I was born in Boston - Lincolnshire in 1925 being the sixth born and saw many hard times after the General Strike but my parents were always able to feed us all with wholesome food.
My childhood was a happy one, not knowing what the better off had we did not miss. Always able to drum up a game or two for our entertainment.
During the 1930's the summer holidays was given up to earning a crust or two potato picking in the fields of Lincolnshire.
It was soon heard that so and so was looking for willing hands to get the crops in, potatoes being the most sought after. It was a back breaking job but an enjoyable time with my school mates.
I would earn about 6 or 7 pence a day then which was about 1 shilling and two pence in the old money. With that I tipped up 4 pence to my mother which almost paid for three days milk.
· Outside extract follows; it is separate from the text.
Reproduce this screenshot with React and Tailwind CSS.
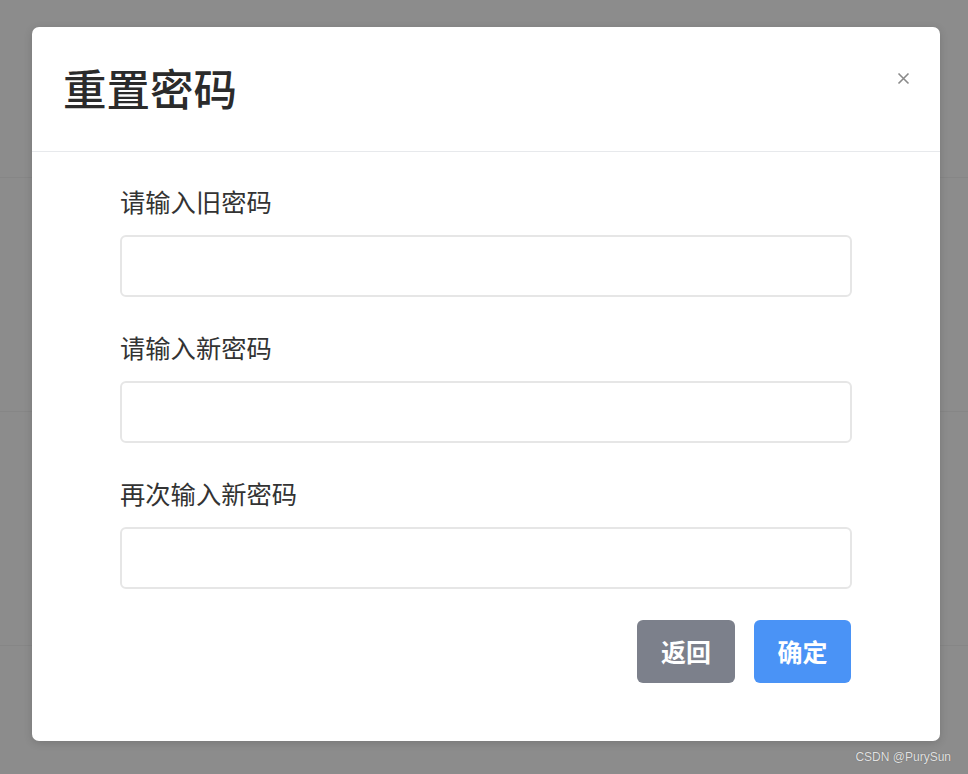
import React, { useState } from 'react';

const FONT = { fontFamily: '"Noto Sans CJK SC", "Noto Sans", "Liberation Sans", sans-serif' };

const fields = [
  { id: 'oldPwd', label: '请输入旧密码' },
  { id: 'newPwd', label: '请输入新密码' },
  { id: 'confirmPwd', label: '再次输入新密码' },
];

const ResetPasswordModal = () => {
  const [values, setValues] = useState({ oldPwd: '', newPwd: '', confirmPwd: '' });

  return (
    <div className="absolute left-[32px] top-[27px] w-[908px] h-[714px] bg-white rounded-[7px] shadow-[0_2px_8px_rgba(0,0,0,0.15)] flex flex-col">
      {/* header */}
      <div className="h-[125px] flex items-center justify-between pl-[31px] pr-[29px] border-b border-[#e7e9ec]">
        <h2 className="text-[43.5px] font-medium text-[#2b2b2b] leading-none pb-[2px]">重置密码</h2>
        <button className="self-start mt-[43px] w-[16px] h-[16px] flex items-center justify-center text-[#8a8a8a]">
          <svg width="13" height="13" viewBox="0 0 13 13" fill="none" stroke="currentColor" strokeWidth="1.6">
            <path d="M1.5 1.5l10 10M11.5 1.5l-10 10" />
          </svg>
        </button>
      </div>

      {/* form */}
      <div className="px-[88px] pt-[32px]">
        {fields.map((f, i) => (
          <div key={f.id} className={i > 0 ? 'mt-[33px]' : ''}>
            <label htmlFor={f.id} className="block text-[25.3px] leading-[34px] text-[#333333] mb-[17px]">
              {f.label}
            </label>
            <input
              id={f.id}
              type="password"
              value={values[f.id]}
              onChange={(e) => setValues({ ...values, [f.id]: e.target.value })}
              className="block w-full h-[62px] rounded-[6px] border-2 border-[#e6e6e6] px-4 text-[22px] outline-none"
            />
          </div>
        ))}

        <div className="flex justify-end gap-[19px] mt-[31px] pr-px">
          <button className="w-[98px] h-[63px] rounded-[6px] bg-[#7c808b] text-white text-[25px] font-bold">返回</button>
          <button className="w-[97px] h-[63px] rounded-[6px] bg-[#4a93f6] text-white text-[25px] font-bold">确定</button>
        </div>
      </div>
    </div>
  );
};

const App = () => {
  return (
    <div className="relative w-[968px] h-[774px] overflow-hidden bg-[#8c8c8c]" style={FONT}>
      {/* dimmed page rows behind the dialog */}
      <div className="flex flex-col">
        <div className="h-[178px] border-b border-[#868686]" />
        <div className="h-[234px] border-b border-[#868686]" />
        <div className="h-[234px] border-b border-[#868686]" />
      </div>

      <ResetPasswordModal />

      <div
        className="absolute right-[17px] bottom-[11px] text-[12px] leading-none text-[#e2e2e2]"
        style={{ fontFamily: '"Liberation Sans", Arial, sans-serif', textShadow: '0 0 1px rgba(0,0,0,0.4)' }}
      >
        CSDN @PurySun
      </div>
    </div>
  );
};

export default App;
I never thought not to make a contribution, she never asked but I gave willingly knowing it would be appreciated.
Leaving school at the age of 14 in 1939 I managed to get a job, which even in those days were not too plentiful. It was on a rose farm budding roses from stock. Another back wrenching position but at 10 shillings a week (50p)it was a fortune for a young lad.
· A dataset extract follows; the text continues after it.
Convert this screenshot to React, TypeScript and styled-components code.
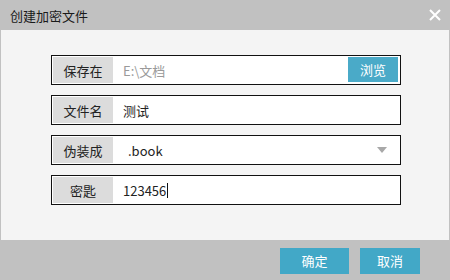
import React from "react";
import styled, { createGlobalStyle } from "styled-components";

const Global = createGlobalStyle`
  html, body { margin: 0; padding: 0; }
  body { width: 450px; height: 280px; overflow: hidden; font-family: "Noto Sans CJK SC", "Noto Sans", sans-serif; }
`;

const Dialog = styled.div`
  width: 450px;
  height: 280px;
  display: flex;
  flex-direction: column;
  background: #c1c1c1;
`;

const TitleBar = styled.div`
  height: 30px;
  display: flex;
  align-items: center;
  justify-content: space-between;
  padding: 0 9px 0 10px;
  box-sizing: border-box;
`;

const Title = styled.span`
  font-size: 13px;
  color: #1a1a1a;
`;

const Close = styled.svg`
  width: 12px;
  height: 12px;
`;

const Body = styled.div`
  height: 210px;
  margin: 0 1px;
  background: #f4f4f4;
  display: flex;
  flex-direction: column;
  gap: 10px;
  padding: 25px 0 0 50px;
  box-sizing: border-box;
`;

const Row = styled.div`
  width: 350px;
  height: 30px;
  box-sizing: border-box;
  border: 1px solid #111;
  background: #fff;
  padding: 1px;
  display: flex;
  align-items: center;
  position: relative;
`;

const Label = styled.div`
  width: 60px;
  height: 26px;
  background: #dcdcdc;
  display: flex;
  align-items: center;
  justify-content: center;
  font-size: 13px;
  color: #222;
`;

const Value = styled.div<{ $muted?: boolean; $indent?: number }>`
  flex: 1;
  padding-left: ${(p) => p.$indent ?? 10}px;
  font-size: 13px;
  color: ${(p) => (p.$muted ? "#9a9a9a" : "#222")};
  display: flex;
  align-items: center;
`;

const Caret = styled.span`
  display: inline-block;
  width: 1px;
  height: 15px;
  background: #111;
  margin-left: 1px;
`;

const Browse = styled.div`
  width: 50px;
  height: 25px;
  background: #4aaac8;
  color: #fff;
  font-size: 13px;
  display: flex;
  align-items: center;
  justify-content: center;
  margin-right: 1px;
  margin-bottom: 1px;
`;

const Arrow = styled.div`
  width: 0;
  height: 0;
  border-left: 5px solid transparent;
  border-right: 5px solid transparent;
  border-top: 6px solid #a8a8a8;
  margin-right: 12px;
`;

const Footer = styled.div`
  flex: 1;
  display: flex;
  align-items: center;
  justify-content: flex-end;
  gap: 11px;
  padding-right: 30px;
  padding-top: 1px;
`;

const Btn = styled.div<{ $w: number }>`
  width: ${(p) => p.$w}px;
  height: 26px;
  background: #42a8c7;
  color: #fff;
  font-size: 13px;
  display: flex;
  align-items: center;
  justify-content: center;
`;

export default function App() {
  return (
    <>
      <Global />
      <Dialog>
        <TitleBar>
          <Title>创建加密文件</Title>
          <Close viewBox="0 0 12 12">
            <path d="M1 1 L11 11 M11 1 L1 11" stroke="#fff" strokeWidth="2" />
          </Close>
        </TitleBar>
        <Body>
          <Row>
            <Label>保存在</Label>
            <Value $muted>E:\文档</Value>
            <Browse>浏览</Browse>
          </Row>
          <Row>
            <Label>文件名</Label>
            <Value>测试</Value>
          </Row>
          <Row>
            <Label>伪装成</Label>
            <Value $indent={15}>.book</Value>
            <Arrow />
          </Row>
          <Row>
            <Label>密匙</Label>
            <Value>
              123456
              <Caret />
            </Value>
          </Row>
        </Body>
        <Footer>
          <Btn $w={69}>确定</Btn>
          <Btn $w={60}>取消</Btn>
        </Footer>
      </Dialog>
    </>
  );
}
Of course this payment was now a different kettle of fish, I got 2 shillings (10p) spending money for my trouble but with that I could enjoy a visit to the cinema, no girl friends in those days, for about 3 pence (2 new pence) and still had enough for the rest of the week.
Those days were happy days, peace was still with us until the 3rd of September 1939. My job came to an abrupt end when the rose farm manager told us on the Friday night when we collected our pay and that we were sacked, the explanation was that the land was needed for crop growing, so much for that career.
I wandered into one job and then another until I was called up into the forces in 1943 but that is another story which has already been told to my great grand-daughter. You see I am blessed with a boy and a girl who produced six sons and one daughter - my great grand-daughter.
My wife is still with me - and I don't understand why - after 56 years of marriage she has now settled down.
My full life has been an adventure that I would not have wanted to miss and I am trying to come to terms with understanding the modern way of life that all seems to be a great dash here and there.
Perhaps one day my younger friends will enlighten me.
I will just dashing off to the supermarket, the local convenience shop has shut down. Must dash.
May your god be with you where ever you may be.